This document is targeted at new developers of Juju, and may be useful to experienced
developers who need a refresher on some aspect of juju's operation. It is deliberately
light on detail, because the precise mechanisms of various components' operation are
expected to change much faster than the general interactions between components.


## The View From Space

A Juju environment is a distributed system comprising:

  * A data store (mongodb) which describes the desired state of the world, in terms
    of running workloads or *services*, and the *relations* between them; and of the
    *units* that comprise those services, and the *machines* on which those units run.

  * A bunch of *agents*, each of which runs the same `jujud` binary, and which are
    variously responsible for causing reality to converge towards the idealised world-
    state encoded in the data store.

  * Some number of *clients* which talk over an API, implemented by the agents, to
    update the desired world-state (and thereby cause the agents to update the world
    to match).
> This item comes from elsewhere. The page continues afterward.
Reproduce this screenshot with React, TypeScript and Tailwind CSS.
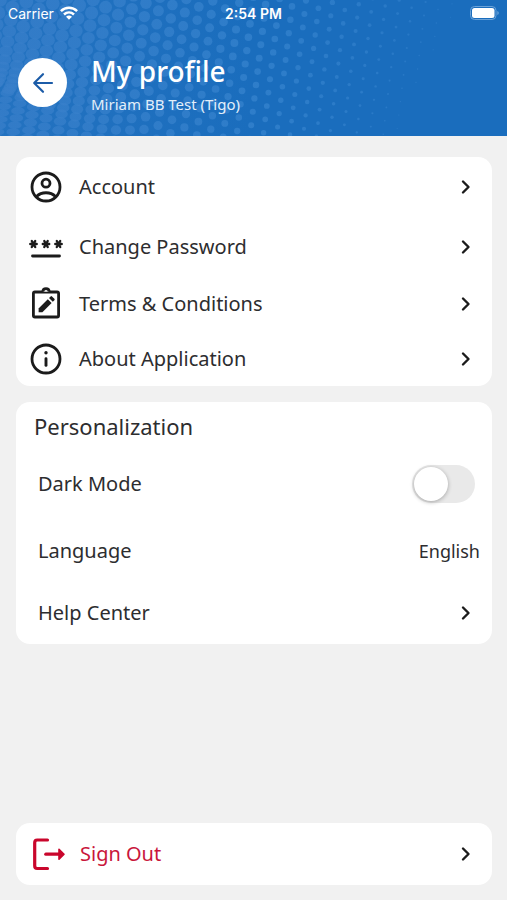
import { useState } from "react";
import type { ReactNode } from "react";

type Dot = { x: number; y: number; rx: number; ry: number };

// Slanted hexagonal grid whose dots shrink to the right and whose rows flatten at the lower left.
function buildHalftone(): Dot[] {
  const dots: Dot[] = [];
  for (let i = -20; i < 60; i++) {
    for (let j = -50; j < 50; j++) {
      const x = i * 12.4 + j * 1.6;
      const flatY = i * 7.6 - j * 13.4;
      if (x < -8 || x > 470 || flatY < -8 || flatY > 260) continue;
      const squeeze = 0.45 * Math.max(0, (150 - x) / 150) * Math.min(1, Math.max(0, flatY / 160));
      const y = flatY * (1 - squeeze);
      if (y > 145) continue;
      const r = Math.min(6.8, 8.2 - (x + y * 0.5) / 60);
      if (r > 0.5) dots.push({ x, y, rx: r, ry: r * (1 - squeeze * 1.1) });
    }
  }
  return dots;
}

const halftone = buildHalftone();

function Halftone() {
  return (
    <svg className="absolute inset-0 h-full w-full" aria-hidden="true">
      <defs>
        <linearGradient id="dotFade" gradientUnits="userSpaceOnUse" x1="0" y1="0" x2="450" y2="0">
          <stop offset="0" stopColor="#397fca" stopOpacity="0.7" />
          <stop offset="0.6" stopColor="#3583ce" stopOpacity="0.75" />
          <stop offset="1" stopColor="#3583ce" stopOpacity="0.45" />
        </linearGradient>
        <linearGradient id="leftTint" x1="0" y1="0" x2="1" y2="0">
          <stop offset="0" stopColor="#3a7fc8" stopOpacity="0.3" />
          <stop offset="0.5" stopColor="#3a7fc8" stopOpacity="0" />
        </linearGradient>
      </defs>
      <rect width="100%" height="100%" fill="url(#leftTint)" />
      <g fill="url(#dotFade)">
        {halftone.map((d, i) => (
          <ellipse key={i} cx={d.x} cy={d.y} rx={d.rx} ry={d.ry} />
        ))}
      </g>
    </svg>
  );
}

function Chevron() {
  return (
    <svg className="h-4 w-4 shrink-0" viewBox="0 0 16 16" fill="none" stroke="#1b1b1b" strokeWidth="2.4" strokeLinecap="round" strokeLinejoin="round" aria-hidden="true">
      <path d="M5 2.5 10.5 8 5 13.5" />
    </svg>
  );
}

function AccountIcon() {
  return (
    <svg className="h-9 w-9" viewBox="0 0 36 36" fill="none" stroke="#1b1b1b" strokeWidth="2.8" aria-hidden="true">
      <circle cx="18" cy="18" r="14" />
      <circle cx="18" cy="14.2" r="4" />
      <path d="M8.5 27.5c5-5 14-5 19 0" />
    </svg>
  );
}

function PasswordIcon() {
  return (
    <svg className="h-9 w-9" viewBox="0 0 36 36" fill="none" stroke="#1b1b1b" strokeWidth="2.4" strokeLinecap="round" aria-hidden="true">
      {[5.5, 18, 30.5].map((x) => (
        <path key={x} d={`M${x - 3.2} 15h6.4M${x - 1.7} 12l3.4 6M${x + 1.7} 12l-3.4 6`} />
      ))}
      <path d="M4.5 27h27" strokeWidth="2.8" />
    </svg>
  );
}

function TermsIcon() {
  return (
    <svg className="h-9 w-9" viewBox="0 0 36 36" fill="none" stroke="#1b1b1b" strokeWidth="2.8" strokeLinejoin="round" aria-hidden="true">
      <rect x="5.4" y="6" width="25.2" height="25" rx="1.5" />
      <path d="M14.8 5.8c.2-4.2 6.2-4.2 6.4 0" fill="#ffffff" />
      <path d="M10.6 26.2v-3.8l9.2-9.2 3.8 3.8-9.2 9.2z" fill="#1b1b1b" stroke="none" />
      <path d="m21 12 1.6-1.6q.7-.7 1.4 0l2.4 2.4q.7.7 0 1.4l-1.6 1.6z" fill="#1b1b1b" stroke="none" />
    </svg>
  );
}

function InfoIcon() {
  return (
    <svg className="h-9 w-9" viewBox="0 0 36 36" fill="none" stroke="#1b1b1b" strokeWidth="2.8" aria-hidden="true">
      <circle cx="18" cy="18" r="14" />
      <path d="M18 17.8v6.6" strokeWidth="2.9" strokeLinecap="round" />
      <circle cx="18" cy="11.8" r="1.7" fill="#1b1b1b" stroke="none" />
    </svg>
  );
}

function SignOutIcon() {
  return (
    <svg className="h-9 w-9 overflow-visible" viewBox="0 0 36 36" fill="none" stroke="#c9062c" strokeWidth="3.2" strokeLinecap="round" strokeLinejoin="round" aria-hidden="true">
      <path d="M19.5 4H9.2Q6.7 4 6.7 6.7v23q0 2.8 2.5 2.8h10.3" />
      <path d="M17.8 18.2h14" />
      <path d="m31 13.2 5 5-5 5z" fill="#c9062c" strokeWidth="1.6" />
    </svg>
  );
}

function MenuRow({ icon, label, height }: { icon: ReactNode; label: string; height: string }) {
  return (
    <button type="button" className={`flex w-full items-center pr-[18px] pl-3 text-left ${height}`}>
      {icon}
      <span className="ml-[15px] flex-1 text-xl">{label}</span>
      <Chevron />
    </button>
  );
}

function StatusBar() {
  return (
    <div className="relative grid h-[26px] grid-cols-3 items-center px-2 font-[Inter,sans-serif] text-[14px] text-white">
      <div className="flex items-center gap-[6px]">
        <span>Carrier</span>
        <svg className="h-[14px] w-[18px]" viewBox="0 0 18 14" fill="none" stroke="currentColor" strokeWidth="2.5" aria-label="Wi-Fi">
          <path d="M.9 5.2c4.6-4.5 11.6-4.5 16.2 0M4 8.5c2.9-2.8 7.1-2.8 10 0" />
          <path d="m9 13.8-3-3.1c1.7-1.6 4.3-1.6 6 0z" fill="currentColor" stroke="none" />
        </svg>
      </div>
      <span className="text-center font-semibold">2:54 PM</span>
      <svg className="h-[14px] w-[29px] justify-self-end" viewBox="0 0 29 14" aria-label="Battery">
        <rect x="0.5" y="0.5" width="25.5" height="13" rx="4" fill="none" stroke="#6ba2d8" />
        <rect x="2" y="2" width="22.5" height="10" rx="2.5" fill="#ffffff" />
        <path d="M27.3 5v4q1.5-.5 1.5-2t-1.5-2" fill="#6ba2d8" />
      </svg>
    </div>
  );
}

export default function App() {
  const [dark, setDark] = useState(false);
  return (
    <div className="flex min-h-screen flex-col bg-[#f1f1f1] font-['Noto_Sans',sans-serif] text-[#2d2d2f]">
      <header className="relative overflow-hidden bg-[#1a6dbd] pb-[19px] text-white">
        <Halftone />
        <StatusBar />
        <div className="relative mt-[27px] flex items-start pl-[18px]">
          <button type="button" aria-label="Back" className="mt-[5px] flex h-[49px] w-[49px] items-center justify-center rounded-full bg-white">
            <svg className="h-6 w-6" viewBox="0 0 24 24" fill="none" stroke="#1c5ca8" strokeWidth="2.2" strokeLinecap="round" strokeLinejoin="round" aria-hidden="true">
              <path d="M21 12H3.5M12 3.2 3.2 12l8.8 8.8" />
            </svg>
          </button>
          <div className="ml-6">
            <h1 className="text-[28px] leading-9 font-medium">My profile</h1>
            <p className="pt-[2px] text-[15px] leading-[26px] text-[#e3effa]">Miriam BB Test (Tigo)</p>
          </div>
        </div>
      </header>
      <main className="flex flex-1 flex-col gap-4 pt-[21px] pr-[15px] pb-[15px] pl-4">
        <nav aria-label="Profile" className="rounded-[14px] bg-white">
          <MenuRow icon={<AccountIcon />} label="Account" height="h-[60px]" />
          <MenuRow icon={<PasswordIcon />} label="Change Password" height="h-[60px]" />
          <MenuRow icon={<TermsIcon />} label="Terms & Conditions" height="h-[54px]" />
          <MenuRow icon={<InfoIcon />} label="About Application" height="h-[55px]" />
        </nav>
        <section className="rounded-[14px] bg-white pb-[3px]">
          <h2 className="flex h-12 items-center pl-[18px] text-[22px]">Personalization</h2>
          <div className="flex h-[67px] items-center justify-between pr-[17px] pl-[22px]">
            <label htmlFor="dark-mode" className="text-xl">Dark Mode</label>
            <input
              id="dark-mode"
              type="checkbox"
              role="switch"
              checked={dark}
              onChange={(e) => setDark(e.target.checked)}
              className="h-[38px] w-[63px] appearance-none rounded-full bg-[#e9e9e9] p-[2px] before:block before:h-[34px] before:w-[34px] before:rounded-full before:bg-white before:shadow-[0_1px_4px_rgba(0,0,0,0.3)] before:content-[''] checked:bg-[#1a6dbd] checked:before:ml-auto"
            />
          </div>
          <button type="button" className="flex h-[68px] w-full items-center justify-between pr-3 pl-[22px] text-left">
            <span className="text-xl">Language</span>
            <span className="text-lg">English</span>
          </button>
          <button type="button" className="flex h-14 w-full items-center justify-between pr-[18px] pl-[22px] text-left">
            <span className="text-xl">Help Center</span>
            <Chevron />
          </button>
        </section>
        <button type="button" className="mt-auto flex h-[62px] items-center rounded-[14px] bg-white pr-[18px] pl-3 text-left">
          <SignOutIcon />
          <span className="ml-4 flex-1 text-xl text-[#c9163b]">Sign Out</span>
          <Chevron />
        </button>
      </main>
    </div>
  );
}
The `juju` binary is one of many possible clients; the `juju-gui` web
    application, and the `juju-deployer` python tool, are other examples.

The whole system depends upon a substrate, or *provider*, which supplies the compute,
storage, and network resources used by the workloads (and by juju itself; but never
forget that *everything* described in this document is merely supporting infrastructure
geared towards the successful deployment and configuration of the workloads that solve
actual problems for actual users).


## The Data Store

There's a lot of *detail* to cover, but there's not much to say from an architectural
standpoint. We use a mongodb replicaset to support HA; we use the `mgo` package from
`labix.org` to implement multi-document transactions; we make use of the transaction
log to detect changes to particular documents, and convert them into business-object-
level events that get sent over the API to interested parties.

The mongodb databases run on machines we refer to as *state servers*, and are only
accessed by agents running on those machines; it's important to keep it locked down
(and, honestly, to lock it down further and better than we currently have).

There's some documentation on how to work with [the state package](hacking-state);
and plenty more on the [state entities](lifecycles) and the details of their
[creation](entity-creation) and [destruction](death-and-destruction) from various
perspectives; but there's not a lot more to say in this context.

It *is* important to understand that the transaction-log watching is not an ideal
solution, and we'll be retiring it at some point, in favour of an in-memory model
of state and a pub-sub system for watchers; we *know* it's a scalability problem,
but we're not devoting resources to it until it becomes more pressing.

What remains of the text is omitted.